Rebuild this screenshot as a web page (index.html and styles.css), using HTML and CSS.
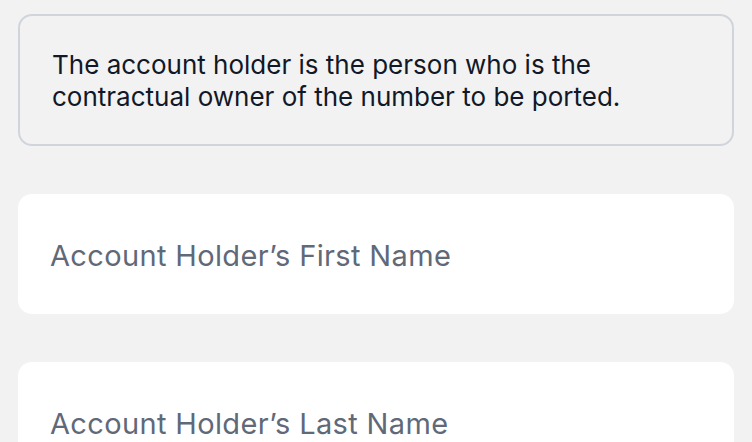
FILE: index.html
```html
<!DOCTYPE html>
<html>
<head>
<meta charset="utf-8">
<link rel="stylesheet" href="styles.css">
</head>
<body>
<div class="page">
  <div class="info">
    <p class="info-text">The account holder is the person who is the contractual owner of the number to be ported.</p>
  </div>
  <div class="field"><input class="field-input" type="text" placeholder="Account Holder’s First Name"></div>
  <div class="field"><input class="field-input" type="text" placeholder="Account Holder’s Last Name"></div>
</div>
</body>
</html>
```
FILE: styles.css
```css
html, body {
  margin: 0;
  padding: 0;
  background: #f2f2f2;
}
body {
  font-family: "Inter", "Noto Sans", sans-serif;
}
.page {
  display: flex;
  flex-direction: column;
  gap: 48px;
  padding: 14px 18px 0;
}
.info {
  border: 2px solid #d0d5dc;
  border-radius: 14px;
  padding: 33px 32px 31px;
}
.info-text {
  margin: 0;
  font-size: 26px;
  line-height: 32px;
  color: #111827;
  max-width: 580px;
}
.field {
  background: #fff;
  border-radius: 14px;
  height: 120px;
  box-sizing: border-box;
  display: flex;
  align-items: center;
  padding: 2px 32px 0;
  flex-shrink: 0;
}
.field-input {
  border: 0;
  outline: none;
  background: transparent;
  width: 100%;
  font-family: inherit;
  font-size: 29px;
  letter-spacing: 0.35px;
  color: #111827;
  padding: 0;
}
.field-input::placeholder {
  color: #5f6978;
  opacity: 1;
}
```
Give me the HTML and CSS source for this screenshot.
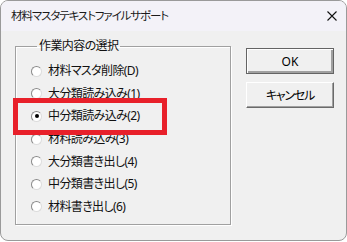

***

▶ _WHAT YOU NEED TO DO_
Each line that contains the word "screenshot" counts toward the total; give only that total.

▶ _ANSWER FOR THE TASK_
2